Ford Explorer: A Not so Rocky Road
There was just a small amount of trepidation as I took the key to Ford's redesigned Explorer sport utility vehicle for 2002, and got into the driver's seat. After all, this was the Explorer that in its previous model lifetime had been vilified for half a year following the revelation of catastrophic tire failures on some of the vehicles. This was the Explorer that had been touted as the best in class, middle-of-the road sport utility, as evident in its consistent, industry-topping sales numbers. And it was the vehicle that would have to stand its ground in the face of an increasing onslaught of competitors' models.
So Ford had a lot depending on this successor it babied through some three years of development.
Sorting the Causes
As a reporter who had followed the company's struggle with the Firestone tire failures, I also had learned some related points about the issue. It became common knowledge that few drivers ever bothered to check the air pressure, subjecting them to the potential of blowouts or loss of tread.
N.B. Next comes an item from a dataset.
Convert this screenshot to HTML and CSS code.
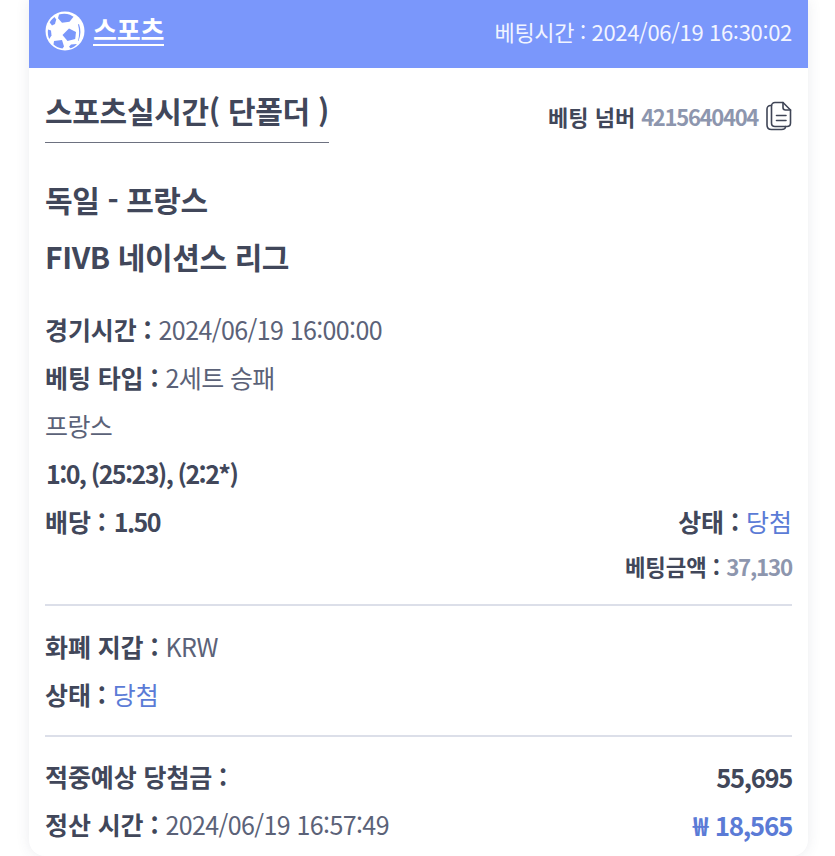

And those who checked often didn't know what was right.
It was a driver responsibility I could claim ignorance of from personal experience in the past, but one I would be sure to pay attention to in the future.
And then there was the issue of the details of those accidents that didn't reveal if a driver was speeding, or distracted, or switching lanes in a reckless manner - or simply was driving down the road in a sensible manner when the failure occurred.
I had driven the previous Explorer on more than one occasion without complaints. One didn't try to get it to corner the way a sports car would. It wasn't intended for that purpose.
So with those caveats in mind, I turned on
the ignition key.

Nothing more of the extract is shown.